In its latest report, Amnesty International says the Nigerian military, in its fight against Boko Haram, has "extra-judicially executed more than 1,200 people" and detained and tortured thousands.
The report names five senior military officials whom it accuses of commanding soldiers to disappear, torture or kill thousands who were caught up in operations against Boko Haram.
Titled Stars on Their Shoulders, Blood on Their Hands, the report concludes that the incidents recorded from 2013 "constitute war crimes for which military commanders bear both individual and command responsibility, and may amount to crimes against humanity".
Amnesty International called for an investigation by the International Criminal Court.
President Muhammadu Buhari issued a statement on Wednesday evening promising to "look into" the allegations raised by the report.
According to Amnesty International, many of these atrocities occurred in Nigeria's northeastern states of Borno, Yobe and Adamawa, an area where Boko Haram has also committed serious crimes.
Five senior military officers, including two Chiefs of Army Staff and two Chiefs of Defence Staff, who were tasked with overseeing operations against Boko Haram, have been named as bearing the greatest responsibility for the atrocities.
Amnesty International has documented 27 incidents it says show the Nigerian army was involved in extrajudicial killings.

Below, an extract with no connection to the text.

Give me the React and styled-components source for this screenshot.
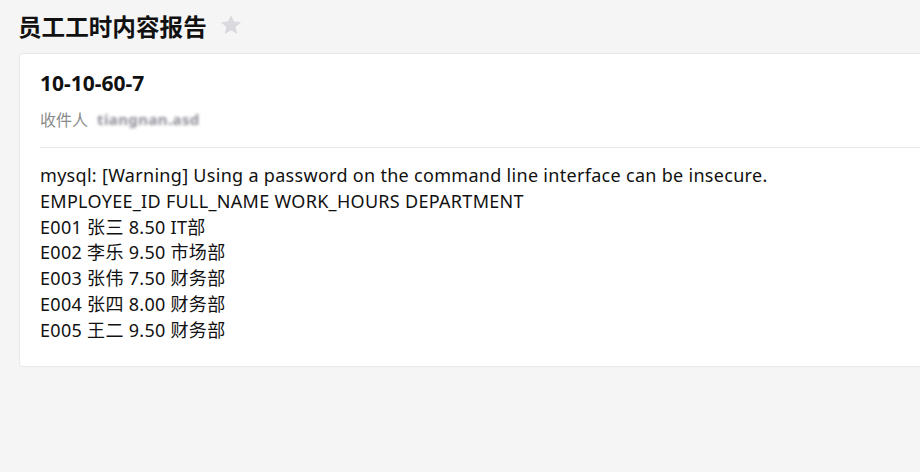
import React from "react";
import styled, { createGlobalStyle } from "styled-components";

const Global = createGlobalStyle`
  html, body { margin: 0; padding: 0; background: #f5f5f5; overflow: hidden; }
  body { font-family: "Noto Sans", "Noto Sans CJK SC", sans-serif; color: #111; }
`;

const Page = styled.div`
  width: 920px;
  height: 472px;
  background: #f5f5f5;
  overflow: hidden;
`;

const Header = styled.div`
  display: flex;
  align-items: center;
  gap: 12px;
  padding: 9px 0 0 18px;
  height: 34px;
`;

const Title = styled.h1`
  margin: 0;
  font-family: "Noto Sans CJK SC", sans-serif;
  font-size: 23.6px;
  line-height: 34px;
  font-weight: 700;
  color: #111;
`;

const Star = styled.svg`
  width: 24px;
  height: 24px;
  display: block;
  margin-top: -2px;
`;

const Card = styled.div`
  margin: 10px 0 0 19px;
  width: 960px;
  background: #fff;
  border: 1px solid #e8e8e8;
  border-radius: 4px;
`;

const MailHead = styled.div`
  margin-left: 20px;
  padding: 15px 0 16px;
  border-bottom: 1px solid #e8e8e8;
`;

const Subject = styled.div`
  font-family: "Noto Sans", "Noto Sans CJK SC", sans-serif;
  font-size: 21px;
  line-height: 28px;
  font-weight: 700;
  color: #111;
`;

const Recipient = styled.div`
  margin-top: 10px;
  display: flex;
  align-items: center;
  gap: 9px;
  font-family: "Noto Sans CJK SC", sans-serif;
  font-size: 16px;
  line-height: 24px;
  color: #8a8a8a;
`;

const Blurred = styled.span`
  font-family: "Noto Sans", sans-serif;
  font-size: 15px;
  font-weight: 700;
  color: #8e8e98;
  filter: blur(1.4px);
  letter-spacing: 0.4px;
`;

const Body = styled.div`
  padding: 15px 20px 22px;
  font-family: "Noto Sans", "Noto Sans CJK SC", sans-serif;
  font-size: 18px;
  letter-spacing: 0.3px;
  line-height: 25.8px;
  color: #111;
`;

const Line = styled.div`
  white-space: pre;
`;

const lines = [
  "mysql: [Warning] Using a password on the command line interface can be insecure.",
  "EMPLOYEE_ID FULL_NAME WORK_HOURS DEPARTMENT",
  "E001 张三 8.50 IT部",
  "E002 李乐 9.50 市场部",
  "E003 张伟 7.50 财务部",
  "E004 张四 8.00 财务部",
  "E005 王二 9.50 财务部",
];

export default function App() {
  return (
    <Page>
      <Global />
      <Header>
        <Title>员工工时内容报告</Title>
        <Star viewBox="0 0 24 24">
          <path
            d="M12 2l2.9 6.6 7.2.6-5.5 4.8 1.7 7.1L12 17.3l-6.3 3.8 1.7-7.1-5.5-4.8 7.2-.6z"
            fill="#d9d9de"
          />
        </Star>
      </Header>
      <Card>
        <MailHead>
          <Subject>10-10-60-7</Subject>
          <Recipient>
            收件人
            <Blurred>tiangnan.asd</Blurred>
          </Recipient>
        </MailHead>
        <Body>
          {lines.map((l, i) => (
            <Line key={i}>{l}</Line>
          ))}
        </Body>
      </Card>
    </Page>
  );
}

In some cases, the soldiers worked with civilians appointed to help combat Boko Haram to execute a large number of people between 2013 and 2014.

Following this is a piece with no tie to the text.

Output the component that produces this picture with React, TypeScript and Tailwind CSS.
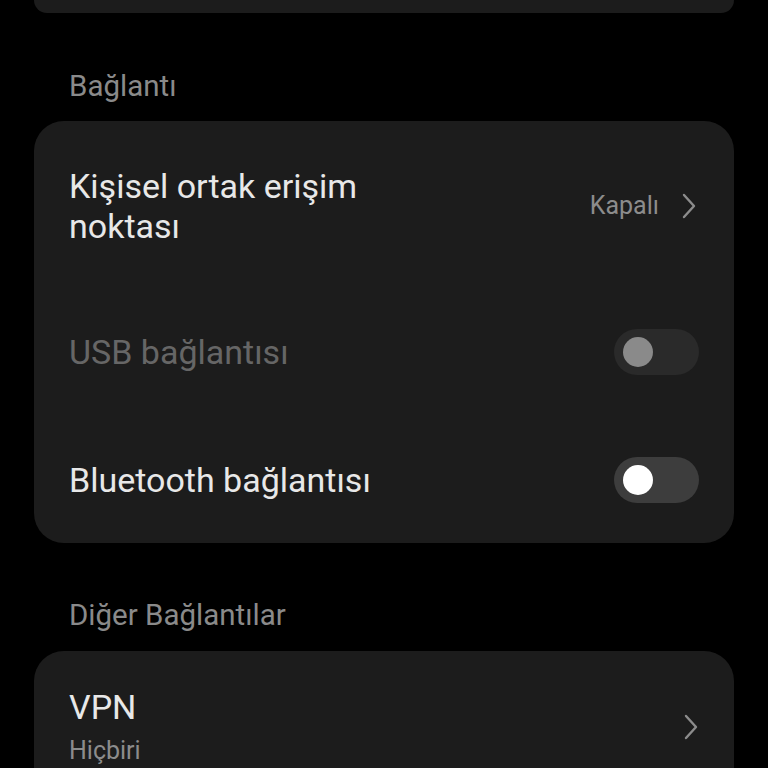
import type { ReactNode } from 'react';

function ChevronRight() {
  return (
    <svg width="16" height="26" viewBox="0 0 16 26" fill="none" className="text-[#8c8c8c]">
      <path d="M3 2l10 11L3 24" stroke="currentColor" strokeWidth={2.4} strokeLinecap="round" strokeLinejoin="round" />
    </svg>
  );
}

function Toggle({ disabled = false }: { disabled?: boolean }) {
  return (
    <div
      className={`w-[85px] h-[46px] rounded-full flex items-center px-[9px] ${
        disabled ? 'bg-[#2a2a2a]' : 'bg-[#3d3d3d]'
      }`}
    >
      <div className={`w-[30px] h-[30px] rounded-full ${disabled ? 'bg-[#8a8a8a]' : 'bg-white'}`} />
    </div>
  );
}

function SectionTitle({ children }: { children: ReactNode }) {
  return <div className="px-[69px] text-[29.5px] leading-[36px] text-[#8a8a8a]">{children}</div>;
}

function Card({ children, className = '' }: { children: ReactNode; className?: string }) {
  return <div className={`mx-[34px] bg-[#1c1c1c] rounded-[30px] ${className}`}>{children}</div>;
}

export default function App() {
  return (
    <div className="w-[768px] h-[768px] bg-black overflow-hidden" style={{ fontFamily: 'Roboto, "Noto Sans", sans-serif' }}>
      <Card className="h-[13px] rounded-t-none" />

      <div className="pt-[55px] pb-[17px]">
        <SectionTitle>Bağlantı</SectionTitle>
      </div>

      <Card className="pt-[45px] pb-[40px]">
        <div className="flex items-center justify-between pl-[35px] pr-[37px]">
          <div className="text-[34px] leading-[40px] text-[#e8e8e8] w-[340px]">Kişisel ortak erişim noktası</div>
          <div className="flex items-center gap-[22px]">
            <span className="text-[25px] text-[#8c8c8c]">Kapalı</span>
            <ChevronRight />
          </div>
        </div>

        <div className="flex items-center justify-between pl-[35px] pr-[35px] mt-[83px]">
          <div className="text-[34px] leading-[40px] text-[#666666]">USB bağlantısı</div>
          <Toggle disabled />
        </div>

        <div className="flex items-center justify-between pl-[35px] pr-[35px] mt-[82px]">
          <div className="text-[34px] leading-[40px] text-[#e8e8e8]">Bluetooth bağlantısı</div>
          <Toggle />
        </div>
      </Card>

      <div className="pt-[54px] pb-[18px]">
        <SectionTitle>Diğer Bağlantılar</SectionTitle>
      </div>

      <Card className="pt-[36px] pb-[30px]">
        <div className="flex items-center justify-between pl-[35px] pr-[35px]">
          <div>
            <div className="text-[34px] leading-[40px] text-[#e8e8e8]">VPN</div>
            <div className="text-[25px] leading-[32px] text-[#8c8c8c] mt-[8px]">Hiçbiri</div>
          </div>
          <ChevronRight />
        </div>
      </Card>
    </div>
  );
}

"At least 1,200 men and boys, almost certainly many more, were killed in these incidents," the report says.
KILLED IN DETENTION
In one incident in March 2014, soldiers reacting to a Boko Haram attack on a military base are said to have killed about 640 men and boys who had been in detention in Borno.
In another incident, Amnesty International says, 64 people, suspected to be terrorists, were executed while in detention at a facility in Damaturu in Yobe. Another 185 were killed the same way in 2013 in a mop-up operation in Yobe.
"The precise number of extrajudicial executions is impossible to verify due to the lack of records, cover-up efforts by the military, and the difficulty of reaching witnesses in the areas where the crimes were committed," the report says.
Security agencies covered up the killings by disposing of bodies in secret, dropping them off by roadsides or near their homes, according to more than 412 witnesses interviewed by Amnesty International.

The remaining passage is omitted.